We may point out that before the amendment of s. 271 in 1974, cl. (i) was differently worded as it bad stated that in the cases referred to in cl. (a), in addition to the amount of the tax, if any, payable, the penalty would be equal to 2 per cent of the tax for every month of default. As against this the amendment of 1974 which was given retrospective effect from the date of the commencement of the Act stated that the amount of penalty shall be “a sum equal to two per cent. of the assessed tax” for every month of default. An Explanation was also inserted which stated that the expression “assessed tax” in the clause means “tax as reduced by the sum if any …… paid in advance under Chapter XVII-C”. The expression “assessed tax”, as it found place in the section by virtue of the 1974 amendment, has to be understood as the amount to which a person was actually taxed (minus advance payment, etc.), and not the notional tax to which the person, if it be a registered firm, were to be assessed by treating it as unregistered firm.

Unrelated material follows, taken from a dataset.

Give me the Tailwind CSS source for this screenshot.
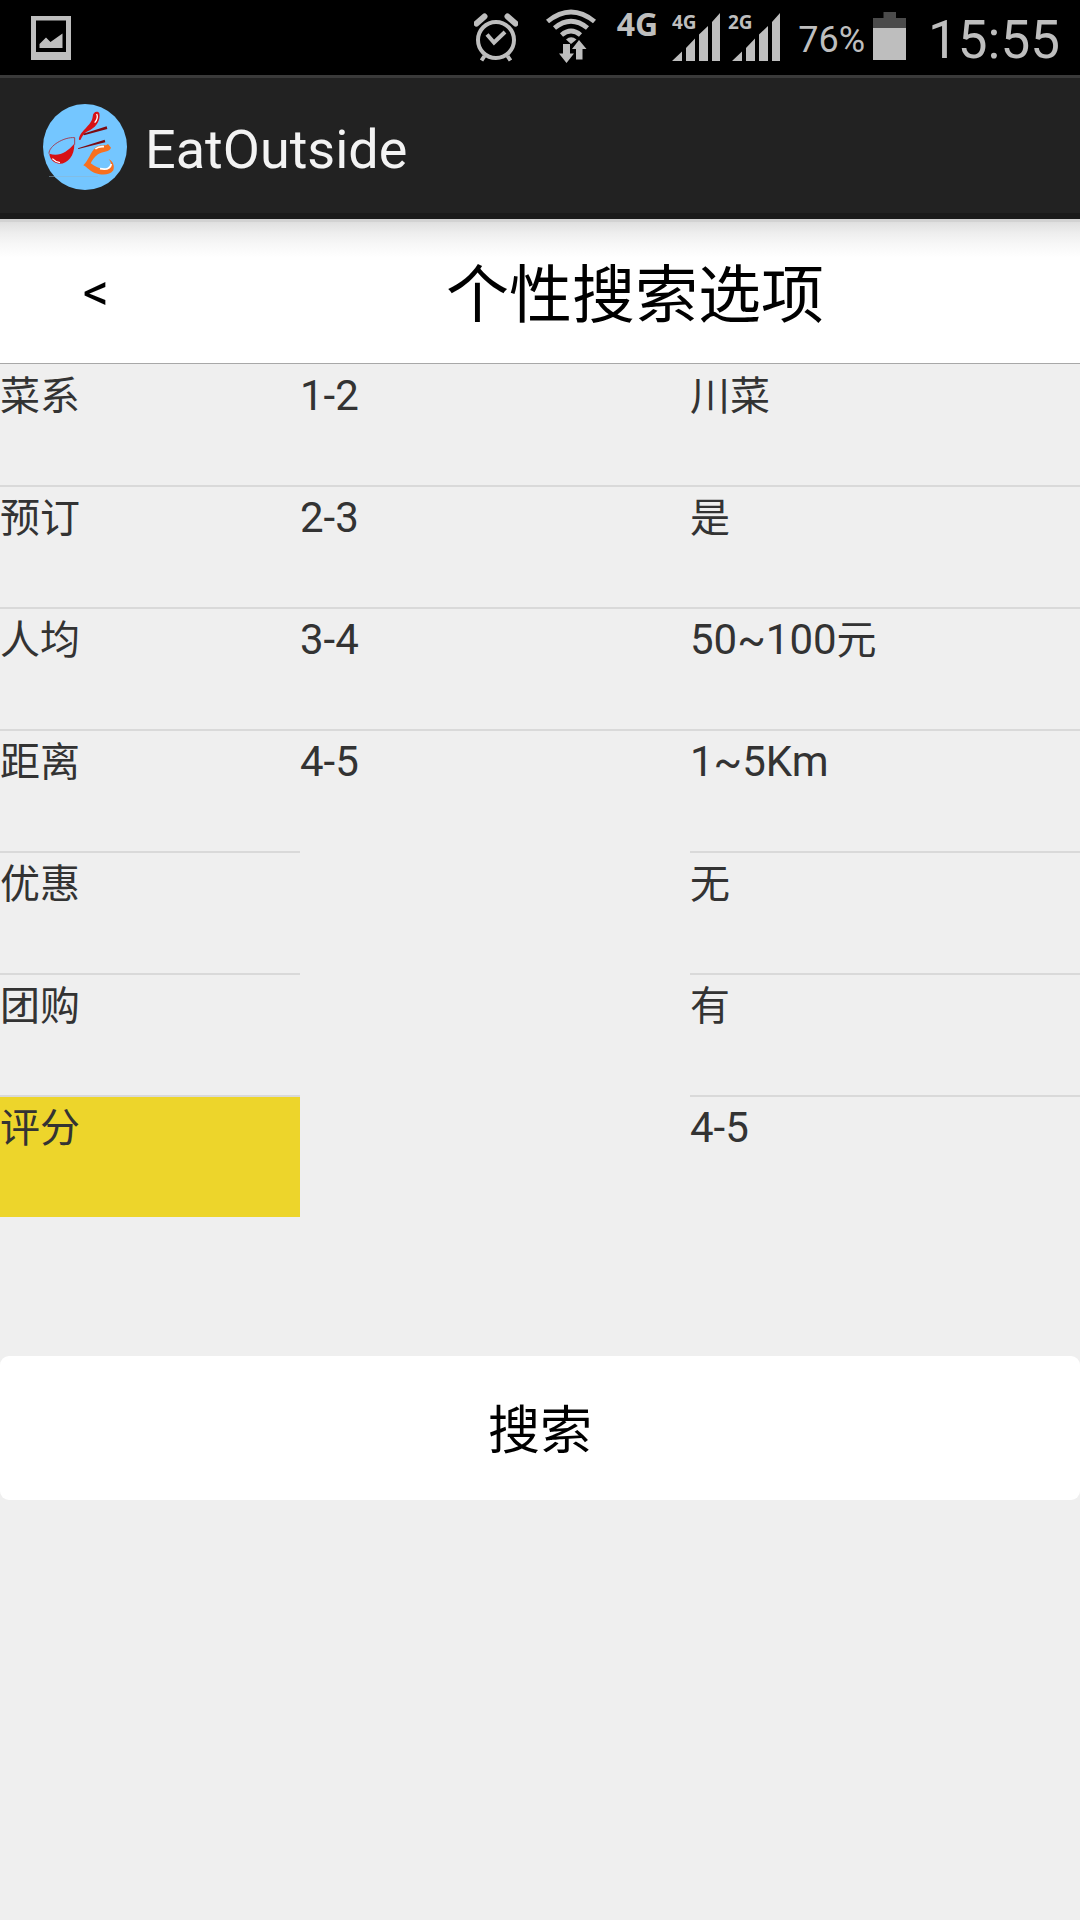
<!DOCTYPE html>
<html lang="zh-CN">
<head>
<meta charset="utf-8">
<meta name="viewport" content="width=device-width, initial-scale=1">
<title>EatOutside</title>
<script src="https://cdn.jsdelivr.net/npm/@tailwindcss/browser@4"></script>
</head>
<body class="min-h-screen bg-[#efefef] font-['Roboto','Noto_Sans_CJK_SC',sans-serif] text-[#333333]">

<!-- Status bar -->
<div class="flex h-[75px] items-center bg-black pr-5 pl-[31px] text-[#bebebe]">
  <svg class="h-[75px] w-10 shrink-0" viewBox="31 0 40 75" fill="currentColor" role="img" aria-label="Picture">
    <path fill-rule="evenodd" d="M31 16H71V60H31ZM36 20.500V52H66V20.500Z"/>
    <path d="M39.500 48V44L46 37.500L50.500 42L62.500 33.500V48Z"/>
  </svg>
  <svg class="ml-auto h-[75px] w-11 shrink-0" viewBox="474 0 44 75" fill="none" stroke="currentColor" role="img" aria-label="Alarm">
    <circle cx="496" cy="40" r="18" stroke-width="4"/>
    <path d="M487 34.500L494 42.500L505 32" stroke-width="4"/>
    <path d="M484.500 56L481.500 60.500M507.500 56L510.500 60.500" stroke-width="4"/>
    <path d="M476.500 23.500L484.500 16.500M515.500 23.500L507.500 16.500" stroke-width="6" stroke-linecap="round"/>
  </svg>
  <svg class="ml-7 h-[75px] w-[51px] shrink-0" viewBox="546 0 51 75" fill="none" stroke="currentColor" role="img" aria-label="Wi-Fi">
    <path d="M547.500 21.500Q571 2.500 594.500 21.500M554.500 28Q571 14.500 587.500 28M561.500 35Q571 27 580.500 35" stroke-width="4.800"/>
    <path d="M566 39.500Q571 35 576.500 39.500L571 44Z" fill="currentColor" stroke="none"/>
    <path d="M563 44H570V53.500H574L566.500 63L559 53.500H563ZM576 59.500V49H572L579 40L586.500 49H582.500V59.500Z" fill="currentColor" stroke="none"/>
  </svg>
  <span class="ml-5 h-[75px] pt-2 font-['Open_Sans'] text-[32px] leading-8 font-bold">4G</span>
  <svg class="ml-[14px] h-[75px] w-12 shrink-0" viewBox="673 0 48 75" fill="currentColor" role="img" aria-label="4G signal">
    <text x="673" y="29" font-family="Open Sans" font-size="19" font-weight="700">4G</text>
    <path d="M673 61L683 51.500V61ZM687 61V48L696 38.500V61ZM700 61V34.500L709 26V61ZM713 61V22L721 13V61Z"/>
  </svg>
  <svg class="ml-2 h-[75px] w-[52px] shrink-0" viewBox="729 0 52 75" fill="currentColor" role="img" aria-label="2G signal">
    <text x="729" y="29" font-family="Open Sans" font-size="19" font-weight="700">2G</text>
    <path d="M733 61L743 51.500V61ZM747 61V48L756 38.500V61ZM760 61V34.500L769 26V61ZM773 61V22L781 13V61Z"/>
  </svg>
  <span class="ml-[18px] pt-1 text-[36px] leading-[42px]">76%</span>
  <svg class="ml-2 h-[75px] w-[33px] shrink-0" viewBox="874 0 33 75" role="img" aria-label="Battery">
    <path fill="#4b4b4b" d="M874 18H884.500V12H897V18H907V28H874Z"/>
    <path fill="#bebebe" d="M874 28H907V60H874Z"/>
  </svg>
  <span class="ml-[22px] pt-1 text-[53px] leading-[60px]">15:55</span>
</div>

<!-- Action bar -->
<header class="flex h-36 items-center border-t-[3px] border-b-[6px] border-t-[#3a3a3a] border-b-[#1a1a1a] bg-[#222222] pt-0.5 pl-[43px]">
  <svg class="h-[88px] w-[84px] shrink-0" viewBox="43 103 84 88" role="img" aria-label="EatOutside logo">
    <ellipse cx="85" cy="147" rx="42" ry="43" fill="#74c6ff"/>
    <path d="M49 176.500H98" stroke="#8eb4cc" stroke-width="1" stroke-opacity="0.500"/>
    <g transform="translate(44 106) scale(0.3333)">
      <path d="M16 143C45 153 70 138 91 113C92 150 70 174 46 173C27 170 17 158 16 143Z" fill="#d71114"/>
      <path d="M15 143C14 120 60 92 92 95V116" fill="none" stroke="#a82838" stroke-width="2.500"/>
      <path d="M25 158Q34 168 48 170" fill="none" stroke="#fff" stroke-width="4"/>
      <path d="M105 102C103 78 144 58 146 32C147 18 160 13 166 22C170 42 158 62 140 71C124 78 116 86 110 101Z" fill="#d71114"/>
      <path d="M158 24Q164 36 152 50" fill="none" stroke="#fff" stroke-width="4"/>
      <path d="M118 83L188 61L190 69L120 88ZM102 127L182 101L184 109L103 129Z" fill="#7c0b12"/>
      <path d="M118 178C134 162 140 138 154 125C168 114 184 122 192 114L201 125C196 139 178 134 162 145C150 154 145 163 140 172C156 184 172 192 190 188C204 183 204 170 194 160C208 166 212 180 208 193C198 208 174 208 155 202C138 197 130 184 118 178Z" fill="#f8701f"/>
      <path d="M154 129Q164 120 180 122M168 188Q198 194 202 174" fill="none" stroke="#fff" stroke-width="5"/>
    </g>
  </svg>
  <h1 class="ml-[18px] pt-1.5 text-[54px] leading-[64px] text-[#f3f3f3]">EatOutside</h1>
</header>

<!-- Page heading, with the action bar's shadow falling on it -->
<div class="grid h-[145px] grid-cols-[190px_1fr] items-stretch border-b border-[#a8a8a8] bg-white bg-[linear-gradient(#d2d2d2_0px,#d2d2d2_3px,#dfdfdf_3px,#eeeeee_14px,#f8f8f8_26px,#ffffff_39px)] text-black">
  <button type="button" aria-label="返回" class="pt-1 pl-0.5 text-[52px] leading-[60px]">&lt;</button>
  <h2 class="self-center pt-2.5 text-center text-[63px] leading-[72px]">个性搜索选项</h2>
</div>

<!-- Criteria, choices, and current values -->
<main>
  <div class="grid grid-cols-[10fr_13fr_13fr] items-start pt-px text-[42px] leading-[50px]">
    <div class="flex flex-col divide-y-2 divide-[#d9d9d9]">
      <button type="button" class="box-content flex h-[114px] items-start pt-1.5"><span><span class="text-[40px] leading-none">菜系</span></span></button>
      <button type="button" class="box-content flex h-[114px] items-start pt-1.5"><span><span class="text-[40px] leading-none">预订</span></span></button>
      <button type="button" class="box-content flex h-[114px] items-start pt-1.5"><span><span class="text-[40px] leading-none">人均</span></span></button>
      <button type="button" class="box-content flex h-[114px] items-start pt-1.5"><span><span class="text-[40px] leading-none">距离</span></span></button>
      <button type="button" class="box-content flex h-[114px] items-start pt-1.5"><span><span class="text-[40px] leading-none">优惠</span></span></button>
      <button type="button" class="box-content flex h-[114px] items-start pt-1.5"><span><span class="text-[40px] leading-none">团购</span></span></button>
      <button type="button" aria-pressed="true" class="box-content flex h-[114px] items-start bg-[#edd52b] pt-1.5"><span><span class="text-[40px] leading-none">评分</span></span></button>
    </div>
    <div class="flex flex-col divide-y-2 divide-[#d9d9d9]">
      <button type="button" class="box-content flex h-[114px] items-start pt-1.5">1-2</button>
      <button type="button" class="box-content flex h-[114px] items-start pt-1.5">2-3</button>
      <button type="button" class="box-content flex h-[114px] items-start pt-1.5">3-4</button>
      <button type="button" class="box-content flex h-[114px] items-start pt-1.5">4-5</button>
    </div>
    <ul class="divide-y-2 divide-[#d9d9d9]">
      <li class="box-content h-[114px] pt-1.5"><span class="text-[40px] leading-none">川菜</span></li>
      <li class="box-content h-[114px] pt-1.5"><span class="text-[40px] leading-none">是</span></li>
      <li class="box-content h-[114px] pt-1.5">50~100<span class="text-[40px] leading-none">元</span></li>
      <li class="box-content h-[114px] pt-1.5">1~5Km</li>
      <li class="box-content h-[114px] pt-1.5"><span class="text-[40px] leading-none">无</span></li>
      <li class="box-content h-[114px] pt-1.5"><span class="text-[40px] leading-none">有</span></li>
      <li class="box-content h-[114px] pt-1.5">4-5</li>
    </ul>
  </div>
  <button type="button" class="mt-[139px] block h-36 w-full rounded-[9px] bg-white pt-2 text-[52px] leading-[60px] text-black">搜索</button>
</main>
</body>
</html>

We are thus in respectful agreement with what has been stated by this Court in Maskara Tea Estate (supra) and we do not propose to burden this opinion with all that has been noted in that decision. Learned standing counsel could not bring anything to our notice to take a different view in the matter. Another reasoning would also lead to the same conclusion. The idea behind the imposition of penalty is also o take care of the Revenue., apart from penalising the wrong-doer. Now, if a person had paid in advance the full amount of the tax payable, there would be no logic in penalising him in so far as the interest of the Revenue in the collection of tax is concerned.
Because of all the above, we are of the opinion, that the present was not a case on its facts which attracted the mischief of s. 271(2) of the Act. Being of this view, we answer the question referred to us in the negative, i.e., in favour of the assessee.